● **Dataset section**
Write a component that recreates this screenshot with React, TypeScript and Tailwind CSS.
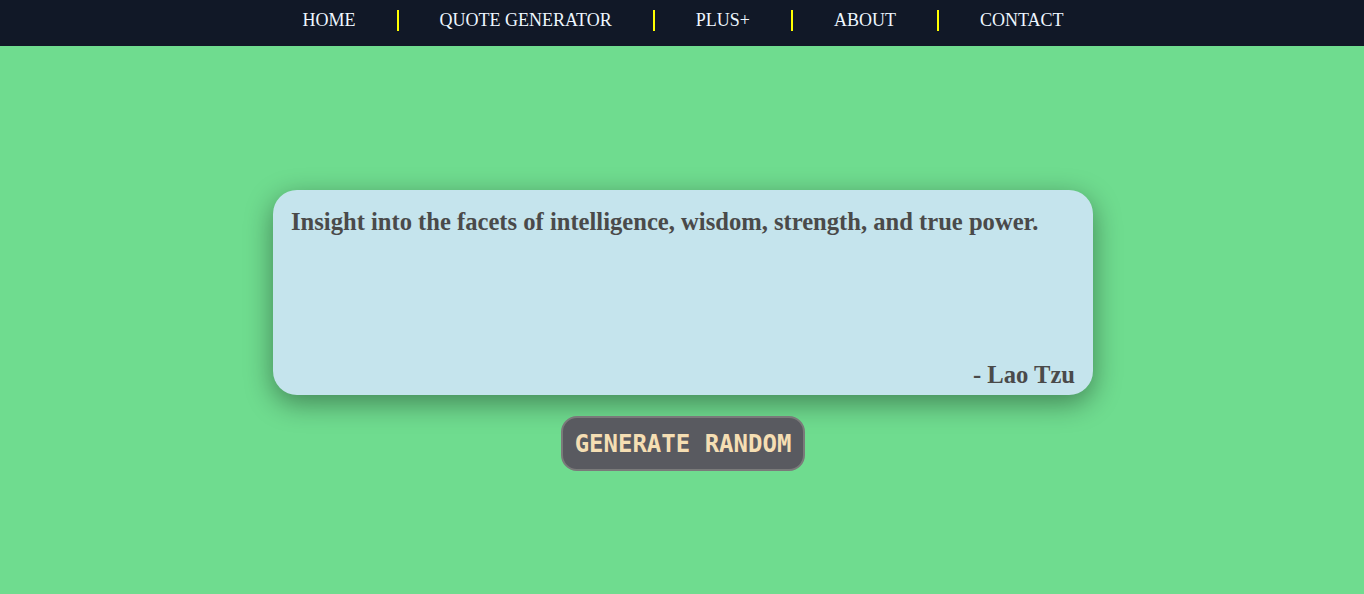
const links = ["HOME", "QUOTE GENERATOR", "PLUS+", "ABOUT", "CONTACT"];

const App = () => {
	return (
		<div className="min-h-[594px] bg-[#6fdc8f] font-['Liberation_Serif',serif]">
			{/* Navbar */}
			<nav className="h-[46px] bg-[#111827] flex items-start justify-center pt-[10px] pl-[2px]">
				{links.map((l, i) => (
					<div key={l} className="flex items-center">
						{i > 0 && <span className="w-[2px] h-[21px] bg-[#ffff00]"></span>}
						<a href="#" className="px-[41px] text-[18px] leading-[21px] text-[#eef6ff]">
							{l}
						</a>
					</div>
				))}
			</nav>
			{/* Quote */}
			<main className="flex flex-col items-center pt-[144px]">
				<div className="ml-[2px] w-[820px] h-[205px] bg-[#c5e4ed] rounded-[24px] p-[18px] flex flex-col justify-between shadow-[0_8px_28px_rgba(0,0,0,0.4)]">
					<p className="text-[24.6px] leading-[28px] font-bold text-[#4a4a4a]">
						Insight into the facets of intelligence, wisdom, strength, and true power.
					</p>
					<p className="text-[24.6px] leading-[28px] font-bold text-[#4a4a4a] text-right -mb-[12px]">
						- Lao Tzu
					</p>
				</div>
				<button
					type="button"
					className="mt-[21px] ml-[2px] w-[244px] h-[55px] bg-[#595a60] border-2 border-[#7a7a7a] rounded-[16px] font-['DejaVu_Sans_Mono',monospace] font-bold text-[24px] text-[#f5deb3]">
					GENERATE RANDOM
				</button>
			</main>
		</div>
	);
};

export default App;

● **Written task**
Leaving out the pictures, repeat the data above exactly.

● **Finished exercise**
Write a component that recreates this screenshot with React, TypeScript and Tailwind CSS.
const links = ["HOME", "QUOTE GENERATOR", "PLUS+", "ABOUT", "CONTACT"];

const App = () => {
	return (
		<div className="min-h-[594px] bg-[#6fdc8f] font-['Liberation_Serif',serif]">
			{/* Navbar */}
			<nav className="h-[46px] bg-[#111827] flex items-start justify-center pt-[10px] pl-[2px]">
				{links.map((l, i) => (
					<div key={l} className="flex items-center">
						{i > 0 && <span className="w-[2px] h-[21px] bg-[#ffff00]"></span>}
						<a href="#" className="px-[41px] text-[18px] leading-[21px] text-[#eef6ff]">
							{l}
						</a>
					</div>
				))}
			</nav>
			{/* Quote */}
			<main className="flex flex-col items-center pt-[144px]">
				<div className="ml-[2px] w-[820px] h-[205px] bg-[#c5e4ed] rounded-[24px] p-[18px] flex flex-col justify-between shadow-[0_8px_28px_rgba(0,0,0,0.4)]">
					<p className="text-[24.6px] leading-[28px] font-bold text-[#4a4a4a]">
						Insight into the facets of intelligence, wisdom, strength, and true power.
					</p>
					<p className="text-[24.6px] leading-[28px] font-bold text-[#4a4a4a] text-right -mb-[12px]">
						- Lao Tzu
					</p>
				</div>
				<button
					type="button"
					className="mt-[21px] ml-[2px] w-[244px] h-[55px] bg-[#595a60] border-2 border-[#7a7a7a] rounded-[16px] font-['DejaVu_Sans_Mono',monospace] font-bold text-[24px] text-[#f5deb3]">
					GENERATE RANDOM
				</button>
			</main>
		</div>
	);
};

export default App;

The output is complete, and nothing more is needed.